閑文字手帖

馬手に盃 弓手に肴

044 惡癖なのだから

 “蕎麦屋で呑む”のは一種の惡癖でわたしはこの惡癖をニューナンブの頴娃君から教はつた。一合のお酒に板わさか玉子焼きか鴨焼きをあはせる。お酒を註文したら、ちよつとしたつき出し(揚げた蕎麦とか味噌とか)が用意されるから、肴はこれくらゐで足りる。その後にもり蕎麦を一枚。これで今ならどうだらう、二千五百円とかそんな値段ではないか知ら。安つぽい居酒屋で呑むより旨い。ただかういふのは晝間の愉しみだから、何とはなしに駄目な小父さん気分にもなる。それはいい大人が晝間つからといふ後ろめたさと云つてよく、蕎麦屋で呑む味には、その後ろめたさも含まれてゐるんだよ。…と強弁しても、我が若い讀者諸嬢諸氏には理解し難いだらうなあ。

 ところで。

 かういふ呑み方は蕎麦以外でも成り立つのか知ら。どうも六づかしさうに思はれる。

 たとへば饂飩。讃岐では饂飩屋におでんも用意されてゐるといふから出來なくはなからうが(實際、江戸でも蕎麦がのしてくる前は、饂飩一辺倒だつたといふ)、地域色が濃すぎる。種…天麩羅や蒲鉾やとろろ昆布を考へたら、成り立つても不思議ではないのにさうならないのは、矢張り饂飩が小腹を満たす為のおやつだからだらうね。

 では食事に近しい方向でラーメンならどうか。搾菜や叉焼、餃子で紹興酒を樂しんでから、おもむろに醤油ラーメンなぞを啜り込む。…落ち着かないね、何だか。味噌ラーメンの具をつまみに麦酒を呑むのはうまいが、蕎麦式に当て嵌らない。それに紹興酒を引つ掛けるなら、蟹玉や酢豚や八宝菜を並べたくなつて、ラーメンの入る余地がなくなる。食事に近すぎるのだな。
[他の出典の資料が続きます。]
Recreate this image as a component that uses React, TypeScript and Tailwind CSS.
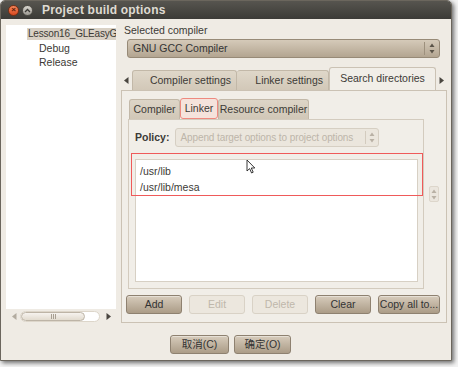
import React from 'react';

const font = { fontFamily: '"Liberation Sans", "Noto Sans CJK SC", sans-serif' };

const UpDown: React.FC<{ dim?: boolean }> = ({ dim }) => (
  <svg width="6" height="11" viewBox="0 0 6 11">
    <path d="M3 0.5 L5.5 4 L0.5 4 Z" fill={dim ? '#b9b1a5' : '#5a5348'} />
    <path d="M3 10.5 L5.5 7 L0.5 7 Z" fill={dim ? '#b9b1a5' : '#5a5348'} />
  </svg>
);

const Tri: React.FC<{ dir: 'l' | 'r'; color?: string }> = ({ dir, color = '#4a4640' }) => (
  <svg width="5" height="7" viewBox="0 0 5 7">
    <path d={dir === 'l' ? 'M4.5 0 L4.5 7 L0 3.5 Z' : 'M0.5 0 L0.5 7 L5 3.5 Z'} fill={color} />
  </svg>
);

const Btn: React.FC<{ label: string; w: string; disabled?: boolean }> = ({ label, w, disabled }) => (
  <div
    className={`${w} h-[19px] flex items-center justify-center whitespace-nowrap rounded-[3px] border text-[10.5px] ${
      disabled
        ? 'border-[#d9d2c6] bg-[#ece7de] text-[#bfb7ab]'
        : 'border-[#8e8170] bg-gradient-to-b from-[#d7ccbc] to-[#ab9c87] text-[#333] shadow-[inset_0_1px_0_rgba(255,255,255,0.4)]'
    }`}
  >
    {label}
  </div>
);

const App: React.FC = () => {
  return (
    <div className="w-[458px] h-[367px] bg-[#f3f3f3] overflow-hidden" style={font}>
      <div className="w-[452px] h-[361px] flex flex-col bg-[#efebe4] rounded-t-[5px] border border-[#6b665d] shadow-[2px_2px_4px_rgba(0,0,0,0.55)] overflow-hidden text-[#3c3a36] text-[10.5px] whitespace-nowrap">
        {/* title bar */}
        <div className="h-[18px] shrink-0 flex items-center bg-gradient-to-b from-[#57554f] to-[#3c3b37]">
          <div className="ml-[7px] w-[11px] h-[11px] rounded-full bg-gradient-to-b from-[#f5865a] to-[#d8491f] border border-[#7a2f14] flex items-center justify-center text-[8px] leading-none text-[#5a1c08] font-bold">
            ×
          </div>
          <div className="ml-[3px] w-[11px] h-[11px] rounded-full bg-gradient-to-b from-[#d9d6cf] to-[#9d9a93] border border-[#55524c] flex items-center justify-center">
            <svg width="7" height="5" viewBox="0 0 7 5">
              <path d="M1 4 L3.5 1.5 L6 4" stroke="#3c3b37" strokeWidth="1.3" fill="none" />
            </svg>
          </div>
          <div className="ml-[9px] text-[12px] font-bold text-[#dfdbd2] tracking-[0.2px]">Project build options</div>
        </div>

        {/* body */}
        <div className="flex-1 flex flex-col">
          <div className="flex pt-[4px]">
            {/* tree */}
            <div className="ml-[5px] w-[110px] flex flex-col">
              <div className="mt-[2px] h-[284px] bg-white pt-[3px] overflow-hidden">
                <div className="ml-[21px] h-[12px] bg-[#d9d1c5] pl-[1px] leading-[12px] overflow-hidden text-[10px] tracking-[-0.2px]">
                  Lesson16_GLEasyG
                </div>
                <div className="ml-[33px] h-[14px] mt-[1px] leading-[14px]">Debug</div>
                <div className="ml-[33px] h-[14px] leading-[14px]">Release</div>
              </div>
              <div className="h-[14px] flex items-center">
                <div className="ml-[6px] flex">
                  <Tri dir="l" color="#b3aca0" />
                </div>
                <div className="ml-[3px] w-[80px] h-[11px] rounded-full border border-[#ddd6ca] bg-white flex">
                  <div className="w-[64px] h-[9px] rounded-full border border-[#bdb4a6] bg-gradient-to-b from-[#f6f3ee] to-[#e2dbcf] flex items-center justify-center gap-[1px]">
                    <span className="w-px h-[5px] bg-[#a89f92]" />
                    <span className="w-px h-[5px] bg-[#a89f92]" />
                    <span className="w-px h-[5px] bg-[#a89f92]" />
                  </div>
                </div>
                <div className="ml-[6px] flex">
                  <Tri dir="r" />
                </div>
              </div>
            </div>

            {/* right side */}
            <div className="ml-[5px] w-[326px] flex flex-col">
              <div className="h-[14px] pl-[3px] leading-[14px]">Selected compiler</div>
              <div className="ml-[6px] mt-[2px] w-[313px] h-[19px] rounded-[3px] border border-[#978a77] bg-gradient-to-b from-[#d5cab9] to-[#b3a591] flex items-center text-[#333]">
                <span className="ml-[5px] flex-1">GNU GCC Compiler</span>
                <span className="w-px h-[13px] bg-[#9d907d]" />
                <span className="mx-[4px] flex">
                  <UpDown />
                </span>
              </div>

              {/* outer tabs */}
              <div className="mt-[9px] h-[23px] flex items-end">
                <div className="w-[11px] h-[20px] flex items-center justify-center">
                  <Tri dir="l" />
                </div>
                <div className="w-[105px] h-[20px] flex items-center justify-end pr-[5px] bg-gradient-to-b from-[#dfd7c9] to-[#d2c8b8] border border-b-0 border-[#c2b8a8] rounded-t-[3px]">
                  Compiler settings
                </div>
                <div className="w-[92px] h-[20px] flex items-center justify-end pr-[5px] bg-gradient-to-b from-[#dfd7c9] to-[#d2c8b8] border border-b-0 border-l-0 border-[#c2b8a8] rounded-t-[3px]">
                  Linker settings
                </div>
                <div className="w-[107px] h-[23px] flex items-center justify-center bg-[#f1eee8] border border-b-0 border-[#cbc2b4] rounded-t-[3px]">
                  Search directories
                </div>
                <div className="w-[11px] h-[20px] flex items-center justify-center">
                  <Tri dir="r" />
                </div>
              </div>

              {/* outer page */}
              <div className="h-[233px] border border-[#cbc2b4] bg-[#f1eee8] flex flex-col">
                <div className="flex">
                  {/* inner notebook */}
                  <div className="ml-[6px] w-[296px] flex flex-col">
                    <div className="mt-[7px] h-[21px] flex items-end pl-[1px]">
                      <div className="w-[51px] h-[20px] flex items-center justify-center bg-gradient-to-b from-[#ddd5c7] to-[#d1c7b7] border border-b-0 border-[#c2b8a8] rounded-t-[3px]">
                        Compiler
                      </div>
                      <div className="w-[38px] h-[21px] flex items-center justify-center bg-[#f5e3dc] border border-[#ee8a80] rounded-[3px]">
                        Linker
                      </div>
                      <div className="w-[91px] h-[20px] flex items-center justify-center bg-gradient-to-b from-[#ddd5c7] to-[#d1c7b7] border border-b-0 border-[#c2b8a8] rounded-t-[3px]">
                        Resource compiler
                      </div>
                    </div>
                    <div className="h-[170px] border border-[#d3cbbe] bg-[#f1eee8] relative">
                      <div className="mt-[8px] flex items-center">
                        <span className="ml-[6px] font-bold">Policy:</span>
                        <div className="ml-[6px] w-[204px] h-[19px] rounded-[3px] border border-[#d6cfc3] bg-[#ebe6dd] flex items-center text-[#bdb5a9]">
                          <span className="ml-[4px] flex-1 overflow-hidden text-[10px] tracking-[-0.1px]">Append target options to project options</span>
                          <span className="w-px h-[13px] bg-[#d3cbbe]" />
                          <span className="mx-[3px] flex">
                            <UpDown dim />
                          </span>
                        </div>
                      </div>
                      <div className="ml-[6px] mt-[12px] w-[283px] h-[123px] border border-[#d7d0c4] bg-white pt-[3px]">
                        <div className="ml-[4px] h-[16px] leading-[16px]">/usr/lib</div>
                        <div className="ml-[4px] h-[16px] leading-[16px]">/usr/lib/mesa</div>
                      </div>
                      {/* annotation box */}
                      <div className="absolute left-[2px] top-[33px] w-[292px] h-[43px] border-[1.5px] border-[#ef5a5a]" />
                      {/* mouse pointer */}
                      <svg className="absolute left-[117px] top-[39px]" width="10" height="15" viewBox="0 0 10 15">
                        <path d="M1 1 L1 12 L3.6 9.6 L5.6 14 L7.2 13.2 L5.3 9 L8.8 9 Z" fill="#fff" stroke="#222" strokeWidth="0.9" strokeLinejoin="round" />
                      </svg>
                    </div>
                  </div>
                  {/* spinner */}
                  <div className="ml-[5px] mt-[95px] w-[10px] h-[16px] rounded-[2px] border border-[#ddd6cb] bg-[#ebe6de] flex items-center justify-center">
                    <UpDown dim />
                  </div>
                </div>

                {/* action buttons */}
                <div className="mt-[6px] ml-[4px] flex gap-[7px]">
                  <Btn label="Add" w="w-[56px]" />
                  <Btn label="Edit" w="w-[56px]" disabled />
                  <Btn label="Delete" w="w-[56px]" disabled />
                  <Btn label="Clear" w="w-[56px]" />
                  <Btn label="Copy all to..." w="w-[62px]" />
                </div>
              </div>
            </div>
          </div>

          {/* dialog buttons */}
          <div className="mt-[12px] ml-[169px] flex gap-[5px]">
            <Btn label="取消(C)" w="w-[59px]" />
            <Btn label="确定(O)" w="w-[57px]" />
          </div>
        </div>
      </div>
    </div>
  );
};

export default App;
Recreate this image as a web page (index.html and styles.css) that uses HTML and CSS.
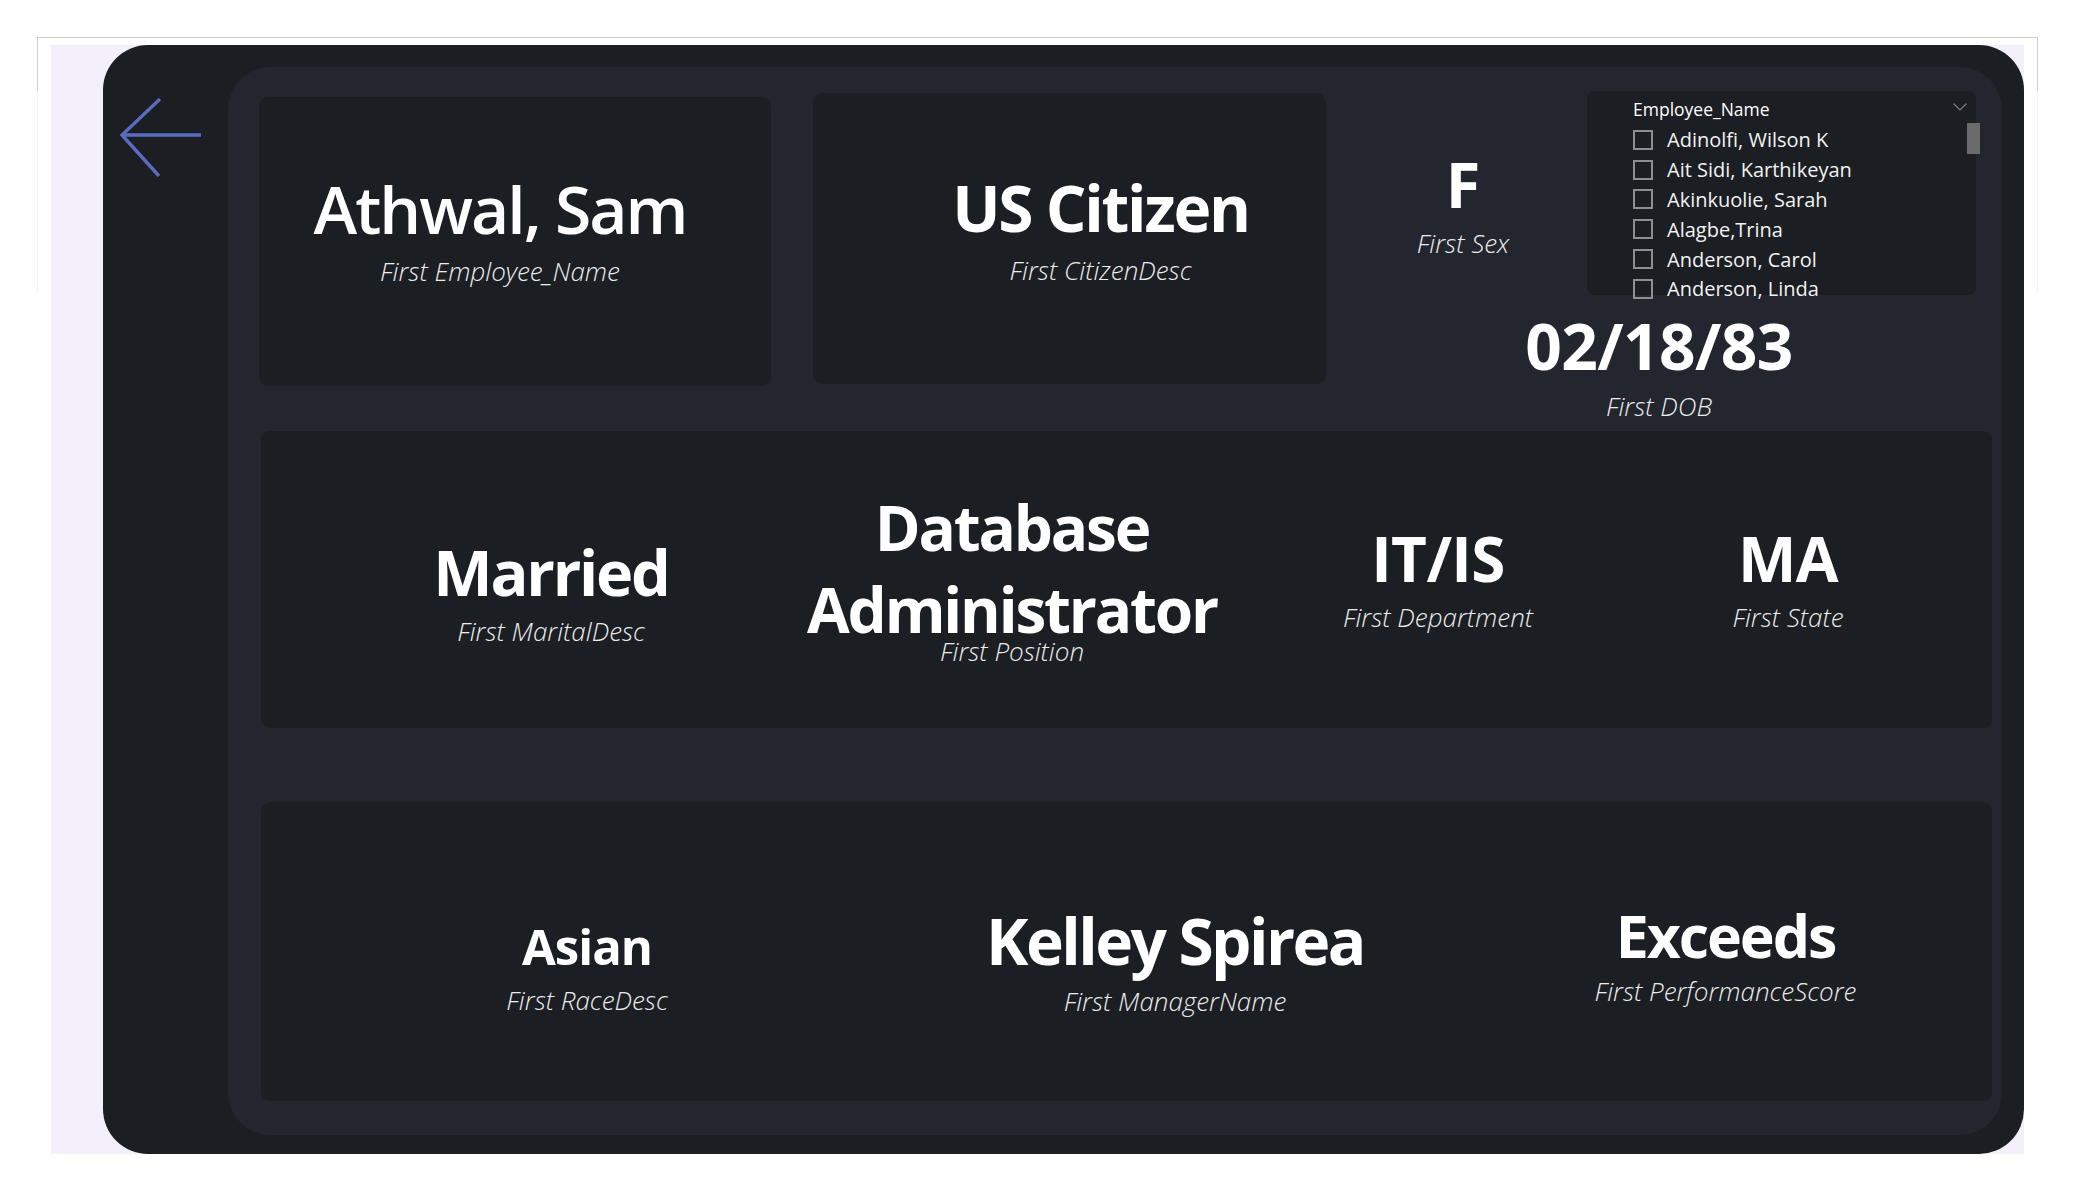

 さう考へると晝間に外で呑みたくなつた時の蕎麦屋は非常に有用な場所なのだと判る。かう書けばきつと我が親愛なる讀者諸嬢諸氏から、それは堕落であると非難される可能性がきはめて高い。晝は労働といふ神聖な時間に使ふのが正統であつて、呑む即ち醉ふのは邪道ではないか。と云はれたら頭を抱へて仕舞ふのだが、半年に一度ぺんくらゐなら許してもらつてもいいんぢやあないかと云ひ訳をしたくもなる。併し蕎麦屋で呑めるのはお酒か精々麦酒、気が利いても焼酎(蕎麦湯割り)くらゐで、勿論それはそれでいいとしても、それしかないのはどうも困る。贅沢な悩みといふよりただの我が儘なのは承知してゐるが、呑み助とはさういふ生き物なんである。

 そこでわたしはスパゲッティに期待したい。ハムやチーズ。肉の煮込み、レヴァ・ペースト、ピックルス。蛸や烏賊のオリーヴ油漬け。さういつたのをつまみながら、葡萄酒を半壜。その後にボロニェーゼでもカルボナーラでもナポレターノでも、或は日本式のナポリタンでも、ひと皿に取り掛かる。どうです、中々の名案でせう。スパゲッティは元來アンティパストだといふ指摘は出てきさうだが、その態度は本格の伊太利料理を味はふ時に取つておけばよく、こんな樂しみ…邪道なのはこの際認めませう…があつてもいいぢやあないか。但しこの名案にも難点があつて、詰りかういふお店が幾つあるのか、甚だ心許ない。晝間から呑むのは惡癖なのだから、心許ないくらゐでいいのかも知れないけれども。